欧米の名門大学よ、 中国マネーに屈するな
ミイラ取りがミイラに
台湾やチベット、天安門事件など、暗黙のうちにタブーになっているテーマもある。中国に進出したアメリカの大学を調べた米政府監査院(GAO)の最近の報告書によると、中国人学生は自分の言ったことを同級生が当局に知らせるのを恐れて、タブー視されている問題についての発言を自己検閲している。
中国の大学では共産党員が学生に紛れて講義を聞き、内容をチェックしている。学長や学部長、理事長など管理職に昇進できるのは共産党員だけだ。
習政権の汚職一掃キャンペーンを主導する強大な権限を持つ共産党の機関・中央規律検査委員会が最近実施した監査では、欧米の思想を比較的オープンに受け入れている北京大学や清華大学などが「思想的、政治的」に弱体だと批判された。
欧米の大学側は中国の大学と提携することで学問や言論の自由を中国に広げられると主張するが、現実にはミイラ取りがミイラになっている。

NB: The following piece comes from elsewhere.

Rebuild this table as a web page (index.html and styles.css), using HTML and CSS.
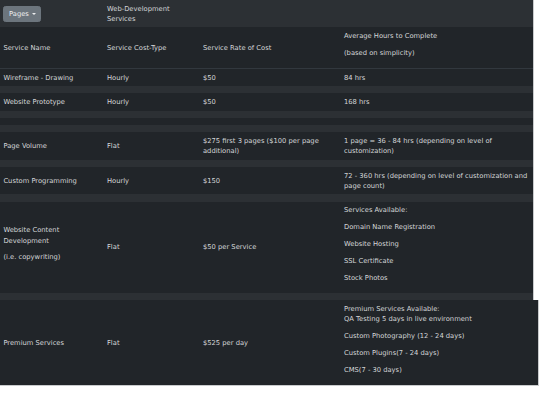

学問の自由より提携の存続を重視し、中国の検閲に加担するありさまだ。
ケンブリッジ大学出版局の決定も経営上の判断だった。中国の要請に応じなければ、サイト内の全ての論文が中国国内では閲覧できなくなる可能性があったと、同出版局は説明。実際、問題の論文が再び閲覧できるようになると、中国側は独自にアクセス遮断の措置を取った。
【参考記事】「雨傘」を吹き飛ばした中国共産党の計算高さ
それでも、学問の自由の守り手を自任するなら、最初に要請があった時点で毅然として突っぱねるべきだった。気になるのは中国に対する弱腰がケンブリッジに限らないことだ。多くの著名な教育・出版機関がチャイナマネーを失うまいと中国の言いなりになっている。
アメリカの大学は多様な文化圏から留学生を受け入れたり、ドナルド・トランプ米大統領の移民規制に抗議したりして、コストをかけずにリベラルなイメージを売り込んでいる。その割に中国当局に要求されれば、学問の自由をやすやすと譲り渡す。中国当局と良好な関係を保てば、大きな収益がもたらされるからだ。その現実を前にすれば、原理原則はいとも簡単にねじ曲げられてしまう。
欧米の大学と出版局を悩ますのは厳しい二者択一だ。中国の要求に応じて検閲と人権侵害に加担するか、要求を突っぱねて巨額の収益や寄付金を失うか。
このジレンマから抜け出す方法はある。まず欧米の大学の図書館が、検閲に加担する出版局の出版物や学術誌の受け入れを拒否すること。出版局にとっては大学の図書館から締め出されるほうがチャイナマネーを失うより大きな痛手となる。
次に、研究者は検閲に加担した学術誌に論文を提出せず、提出された論文の査読をせず、掲載論文を引用しないことだ。